Here's the problem: I get an email from the one mom that I do know. I have known her for about five years. I do not know her extremely well, but I do trust her. I have let her take my daughter and her daughter on a girl's day before and was calm and confident with my daughter being with her. The email from this other mom explains that the girls all want my daughter to be able to go with them. But this is an outing where it is the dads taking the girls. The other mom knows my daughter's dad is not in the picture and she was torn because she doesn't want my daughter to go and feel badly because she's the only girl without a dad but she also doesn't want my daughter to feel left out and excluded. She said that her husband was more than happy to take my daughter along with their daughter to meet up with the other girls and their dads.
I've met this dad on numerous occasions but not for anything more than a polite hello and a few cursory words. He seems like a really nice guy and great dad but I don't know him. My internal dialogue says the mom is a good person and I trust her so surely her husband is a good person, too. But I don't really believe that is foolproof. I tell myself this is going to be a group activity in a large public venue...what could he possibly do? But there are ways to get the girls alone even at large public places. And there is that time after he picks her up when he'll be alone with mine and his daughter on the way to meet the others and on the way back home. But still what could he possibly do with both girls while transporting them? Right? Don't ask, don't think about it!
I know I'm over thinking this. I know I'm letting my own issues get in the way. I don't know if my concerns are me being just a little overprotective or if this is crazy-over-the-top overprotective. I want her to be able to hang out with her friends. I don't want her to feel left out. She doesn't care that she'll be the only kid there without a dad but when she first found out it was dads going and not moms she looked positively devastated because she thought she would have to have her dad to be able to go. I am very thankful to this other mom/dad for thinking of my daughter, considering her circumstances and offering to take her so she would be included. But I don't know if I can send her with a group of dads that I don't really know.

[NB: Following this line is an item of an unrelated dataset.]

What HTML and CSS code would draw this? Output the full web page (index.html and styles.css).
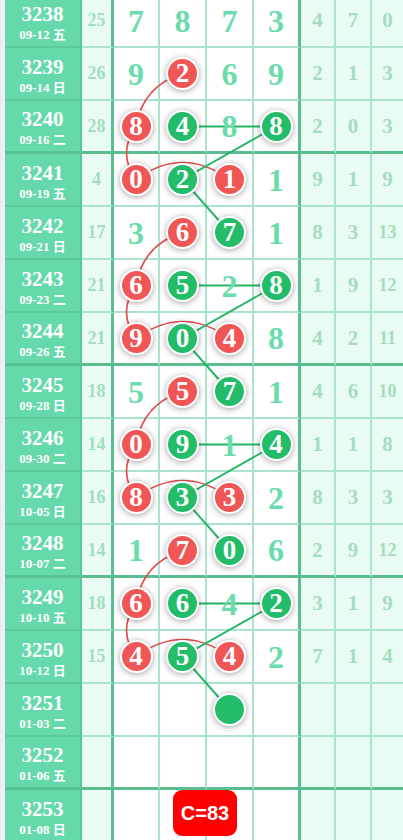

Am I being normal protective or crazy protective? I don't want to let my crazy keep her from being a normal kid with friends. But I'm also terrified of making a bad decision and her getting hurt and me not being able to live with myself. I know I can't keep her in a bubble and protect her from everything. Would you be able to let your daughter go? Just for the record, I think I'm leaning toward letting her go but I'm second guessing myself and making myself sick over it.